I like to think of functions in terms of expressions with holes. Obviously, this side-steps a bunch of terminology about how we fill those holes, and conflates functions with a slew of other machinery, but for argument's sake, we assume that our hole-expression (function) is incomplete (as yet to be fully applied) until all of the holes have been plugged.
So, with some tendency to triviality, there is no need to appeal to the formalisms of partial vs. curried functions, because in either case, they cannot be fully realized until all of their holes are plugged. This shifts the argument away from the head of the function, to its body.
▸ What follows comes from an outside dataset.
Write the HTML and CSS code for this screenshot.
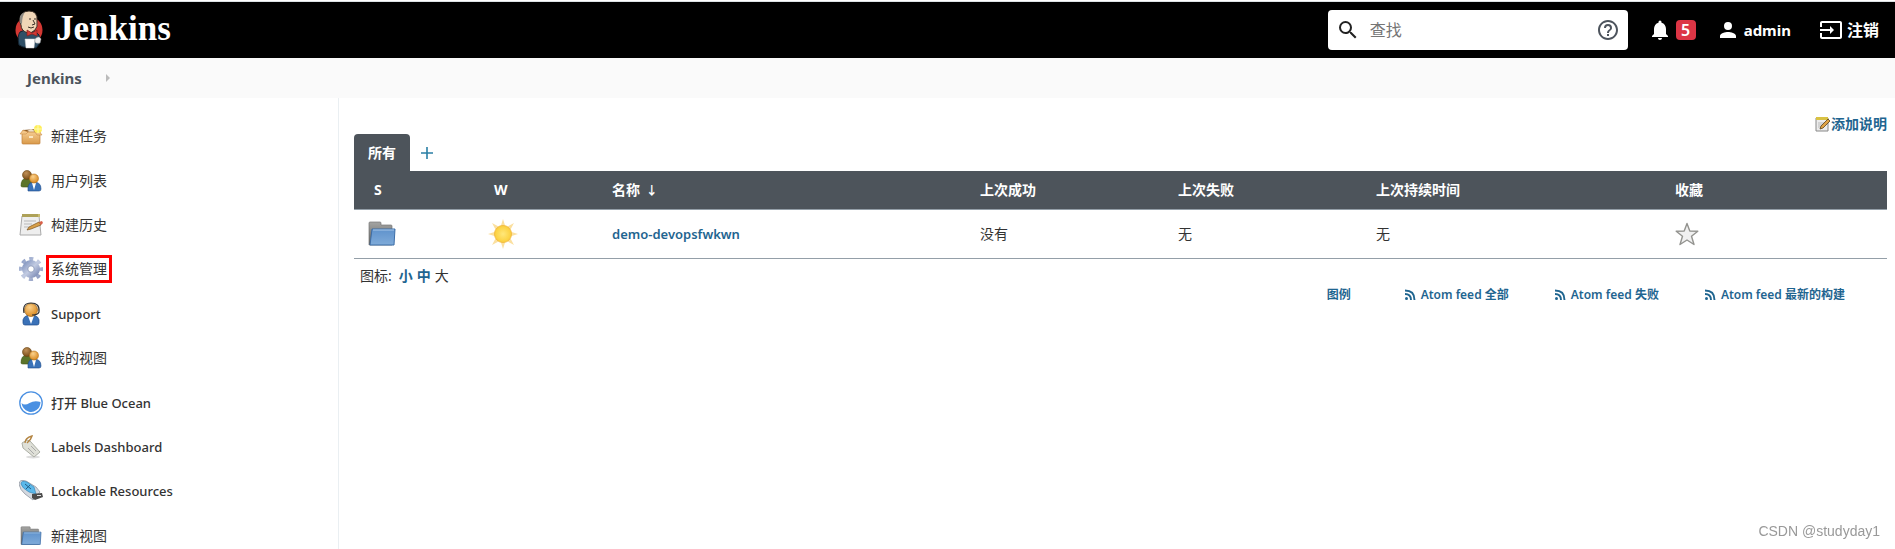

It also helps us to side-step the (problem?) of keywords. By this, I am pointing vaguely to the fact that a function with keywords (either partially applied or curried) can be made to plug its holes in different orderings, depending on the precise sequence of applications one assumes. I have never looked at the implementation of keywords, per se, perhaps these are simply more layers of machinery to the head of the function, but I digress.
This brings to light, I think, an important assumption that we make implicitly: time exists.
In a world without time, currying and partial application are the same (and correspond roughly to a sequence of states wherein successively more holes are plugged) up to their completion, but in a world where time exists, like ours, the two are only the same in as far as they can be made to produce the same result (without holes).
Is the limit (over time) of an expression, the same as the value it approaches at that limit? In some sense, yes, in some sense, no. It depends on whether you consider time to be a factor or not, to my mind.
Interestingly, the featured presentation by Abelson and Sussman mentions duels in the first section of the presentation, in particular eval/apply. Perhaps this speaks to the intuition elaborated in the thread?